Interesting interview with Patricia Harpring, managing editor of the Getty Vocabulary Program, which is in charge of four widely-used arts-related terminologies. The interview presents a behind-the-scenes look at vocabulary and standards maintenance and development at a leading museum and research institution.

You'll also find some beautiful photography of the Getty Center and its surroundings

Identifiers, FRBR and diversity

ELAG 2010 featured a “Workshop on FRBR and Identifiers”. The presentation gives an overview of which identifiers exist for various forms of resources, with special emphasis on FRBR entities, and including a brief look at the role of identifiers in linked data. Just for completeness’ sake, I won’t talk about URL identifiers for FRBR entities and relationships here – a vast topic in and of itself.

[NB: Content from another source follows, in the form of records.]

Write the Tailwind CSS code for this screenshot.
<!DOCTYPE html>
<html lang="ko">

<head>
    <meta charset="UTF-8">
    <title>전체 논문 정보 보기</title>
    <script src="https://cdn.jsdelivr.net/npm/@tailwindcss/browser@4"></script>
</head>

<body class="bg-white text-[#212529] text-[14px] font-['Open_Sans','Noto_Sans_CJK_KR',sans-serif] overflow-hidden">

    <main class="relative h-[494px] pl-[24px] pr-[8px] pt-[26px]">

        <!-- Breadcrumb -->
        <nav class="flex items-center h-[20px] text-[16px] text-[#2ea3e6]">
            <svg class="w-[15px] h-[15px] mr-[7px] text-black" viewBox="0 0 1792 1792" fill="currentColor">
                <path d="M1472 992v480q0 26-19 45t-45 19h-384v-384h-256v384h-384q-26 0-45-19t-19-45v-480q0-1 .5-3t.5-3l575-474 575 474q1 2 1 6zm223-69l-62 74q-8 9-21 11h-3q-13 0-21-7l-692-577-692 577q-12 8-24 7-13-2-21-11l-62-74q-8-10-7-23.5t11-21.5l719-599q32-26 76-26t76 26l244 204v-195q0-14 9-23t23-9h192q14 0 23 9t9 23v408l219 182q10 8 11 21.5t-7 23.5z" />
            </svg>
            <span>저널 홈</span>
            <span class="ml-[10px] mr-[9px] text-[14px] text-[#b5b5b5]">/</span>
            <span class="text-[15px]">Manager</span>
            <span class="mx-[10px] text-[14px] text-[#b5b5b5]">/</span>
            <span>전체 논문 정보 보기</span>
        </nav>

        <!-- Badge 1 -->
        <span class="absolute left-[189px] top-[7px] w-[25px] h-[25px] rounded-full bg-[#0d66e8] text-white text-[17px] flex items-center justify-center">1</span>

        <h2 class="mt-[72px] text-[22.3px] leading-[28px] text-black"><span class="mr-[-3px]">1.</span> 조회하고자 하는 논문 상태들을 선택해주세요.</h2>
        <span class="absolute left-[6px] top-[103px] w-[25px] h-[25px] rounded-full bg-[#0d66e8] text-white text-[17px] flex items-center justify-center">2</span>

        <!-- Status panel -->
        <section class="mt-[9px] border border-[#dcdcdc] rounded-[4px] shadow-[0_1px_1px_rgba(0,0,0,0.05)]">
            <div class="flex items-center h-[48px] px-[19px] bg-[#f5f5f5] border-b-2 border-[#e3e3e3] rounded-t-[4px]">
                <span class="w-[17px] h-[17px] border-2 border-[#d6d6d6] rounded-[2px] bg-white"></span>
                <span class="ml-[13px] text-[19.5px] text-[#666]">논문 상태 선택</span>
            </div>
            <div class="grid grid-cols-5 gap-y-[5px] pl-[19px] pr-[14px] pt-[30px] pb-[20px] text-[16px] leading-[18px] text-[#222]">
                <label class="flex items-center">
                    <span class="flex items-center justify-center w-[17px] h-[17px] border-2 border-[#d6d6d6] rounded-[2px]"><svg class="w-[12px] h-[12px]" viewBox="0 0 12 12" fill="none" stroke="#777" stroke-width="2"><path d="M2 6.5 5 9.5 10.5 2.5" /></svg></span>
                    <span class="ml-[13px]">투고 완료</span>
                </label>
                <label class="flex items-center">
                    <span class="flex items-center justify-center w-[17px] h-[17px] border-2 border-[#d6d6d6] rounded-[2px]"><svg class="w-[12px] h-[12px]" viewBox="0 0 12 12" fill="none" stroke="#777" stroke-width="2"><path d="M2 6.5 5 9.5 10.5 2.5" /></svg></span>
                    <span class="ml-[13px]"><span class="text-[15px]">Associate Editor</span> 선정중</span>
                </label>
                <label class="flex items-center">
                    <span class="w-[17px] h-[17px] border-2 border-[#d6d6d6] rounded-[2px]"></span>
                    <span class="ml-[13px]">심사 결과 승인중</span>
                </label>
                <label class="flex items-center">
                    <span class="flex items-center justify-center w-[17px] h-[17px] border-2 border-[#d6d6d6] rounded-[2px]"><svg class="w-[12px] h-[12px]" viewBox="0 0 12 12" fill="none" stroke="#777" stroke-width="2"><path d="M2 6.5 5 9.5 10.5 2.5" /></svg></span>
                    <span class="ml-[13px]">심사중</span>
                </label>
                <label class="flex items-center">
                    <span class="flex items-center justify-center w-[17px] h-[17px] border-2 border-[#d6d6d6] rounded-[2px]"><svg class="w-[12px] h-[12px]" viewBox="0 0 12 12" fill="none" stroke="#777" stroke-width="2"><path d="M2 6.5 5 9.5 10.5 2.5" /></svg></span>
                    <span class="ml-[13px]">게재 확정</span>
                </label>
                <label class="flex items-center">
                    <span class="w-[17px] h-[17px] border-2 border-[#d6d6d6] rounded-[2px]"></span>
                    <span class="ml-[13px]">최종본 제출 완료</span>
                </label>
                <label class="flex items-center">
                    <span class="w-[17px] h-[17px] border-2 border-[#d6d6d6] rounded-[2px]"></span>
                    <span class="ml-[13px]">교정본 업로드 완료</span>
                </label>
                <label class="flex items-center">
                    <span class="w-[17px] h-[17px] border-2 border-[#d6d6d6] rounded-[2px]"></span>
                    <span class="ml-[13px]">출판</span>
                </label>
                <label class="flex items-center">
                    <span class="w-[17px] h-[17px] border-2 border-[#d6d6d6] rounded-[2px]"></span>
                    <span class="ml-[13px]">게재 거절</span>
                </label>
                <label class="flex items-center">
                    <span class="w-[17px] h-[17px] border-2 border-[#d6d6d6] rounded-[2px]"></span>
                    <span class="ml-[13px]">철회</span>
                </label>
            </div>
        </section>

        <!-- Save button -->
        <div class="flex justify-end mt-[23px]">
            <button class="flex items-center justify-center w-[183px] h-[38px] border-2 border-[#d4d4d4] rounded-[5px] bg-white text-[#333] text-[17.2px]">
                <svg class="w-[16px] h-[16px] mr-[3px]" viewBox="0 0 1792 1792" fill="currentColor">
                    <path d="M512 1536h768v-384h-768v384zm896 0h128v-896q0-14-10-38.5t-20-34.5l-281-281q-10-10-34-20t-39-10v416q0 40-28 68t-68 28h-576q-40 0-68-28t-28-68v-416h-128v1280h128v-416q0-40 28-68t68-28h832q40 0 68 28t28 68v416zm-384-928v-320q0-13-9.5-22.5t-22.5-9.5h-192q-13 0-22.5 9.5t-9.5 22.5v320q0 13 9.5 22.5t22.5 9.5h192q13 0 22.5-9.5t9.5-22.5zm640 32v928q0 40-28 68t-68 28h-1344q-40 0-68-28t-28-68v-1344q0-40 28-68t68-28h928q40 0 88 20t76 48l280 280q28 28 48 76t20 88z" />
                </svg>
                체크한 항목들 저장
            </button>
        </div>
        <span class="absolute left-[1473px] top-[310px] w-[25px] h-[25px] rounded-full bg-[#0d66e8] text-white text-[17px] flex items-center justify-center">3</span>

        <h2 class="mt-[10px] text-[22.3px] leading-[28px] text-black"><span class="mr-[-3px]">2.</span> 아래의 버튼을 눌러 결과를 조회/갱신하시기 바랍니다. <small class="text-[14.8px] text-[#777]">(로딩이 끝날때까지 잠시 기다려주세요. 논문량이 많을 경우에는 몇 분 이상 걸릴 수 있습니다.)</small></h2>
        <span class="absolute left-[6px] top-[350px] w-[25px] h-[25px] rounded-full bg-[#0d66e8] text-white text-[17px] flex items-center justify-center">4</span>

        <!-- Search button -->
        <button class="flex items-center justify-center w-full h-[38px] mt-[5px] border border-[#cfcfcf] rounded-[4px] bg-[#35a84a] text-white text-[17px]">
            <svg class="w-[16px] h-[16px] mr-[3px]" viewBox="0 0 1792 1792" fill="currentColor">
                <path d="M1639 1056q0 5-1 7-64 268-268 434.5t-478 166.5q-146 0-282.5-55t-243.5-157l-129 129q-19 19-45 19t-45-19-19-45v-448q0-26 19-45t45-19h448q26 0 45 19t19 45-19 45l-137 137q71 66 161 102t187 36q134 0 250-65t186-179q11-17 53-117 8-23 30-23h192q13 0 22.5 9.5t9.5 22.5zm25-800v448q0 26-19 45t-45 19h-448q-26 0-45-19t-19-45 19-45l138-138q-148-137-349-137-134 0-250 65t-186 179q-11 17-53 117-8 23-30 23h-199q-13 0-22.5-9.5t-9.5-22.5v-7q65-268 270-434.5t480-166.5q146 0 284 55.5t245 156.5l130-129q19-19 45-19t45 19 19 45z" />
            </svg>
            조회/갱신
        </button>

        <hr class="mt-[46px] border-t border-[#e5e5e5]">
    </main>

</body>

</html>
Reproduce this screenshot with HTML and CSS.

Library-created control numbers identify the metadata about the resource, not the resource itself (like ISBNs). For one resource different institutions (publishers, booksellers, libraries) create different identifiers – but how reliable and consistent are they? One ISBN doesn’t necessarily stand for one book only, undermining uniqueness in many cases. As WorldCat data shows (assuming that catalogers correctly recorded the details available), we have a large number of books without ISBNs (which only came into widespread use in the 1970s). Generally there is a considerable percentage of resources which are not identified in a standard way. So the picture is not uniform at all, and some of the established identifiers will have to be reconsidered: the ISBN system is likely going to reach its limits with the proliferation of e-books, and maybe the library world will sometime stop thinking in terms of “records” (possibly with metadata being assembled just in time instead of just in case) – will the LCCN be obsolete then?

There are many efforts of creating and maintaining identifiers in different domains.  Libraries around the world maintain separate authority files (albeit tied together in VIAF) and create separate “records” and thus identifiers for the same resource. It’s important for identifiers to be reused outside their specific areas. Library identifiers have lingered in silos for a long time and are only slowly being adopted by “outside” communities (e.g. German Wikipedia linked identifiers from the National Library’s name authority file with the articles about the respective persons).

A given FRBR work usually has various manifestations which in turn have several identifiers (leaving out the expression level for the moment) – those are the most commonly used (ISBN, LCCN…). OpenLibrary, for one, collocates manifestation identifiers. Topic maps could integrate information from heterogeneous sources on the basis of identifiers. We can probably never achieve global agreement on one unique bibliographic identifier, nor do we have to if we have systems that enable us to consolidate the diversity of identifiers.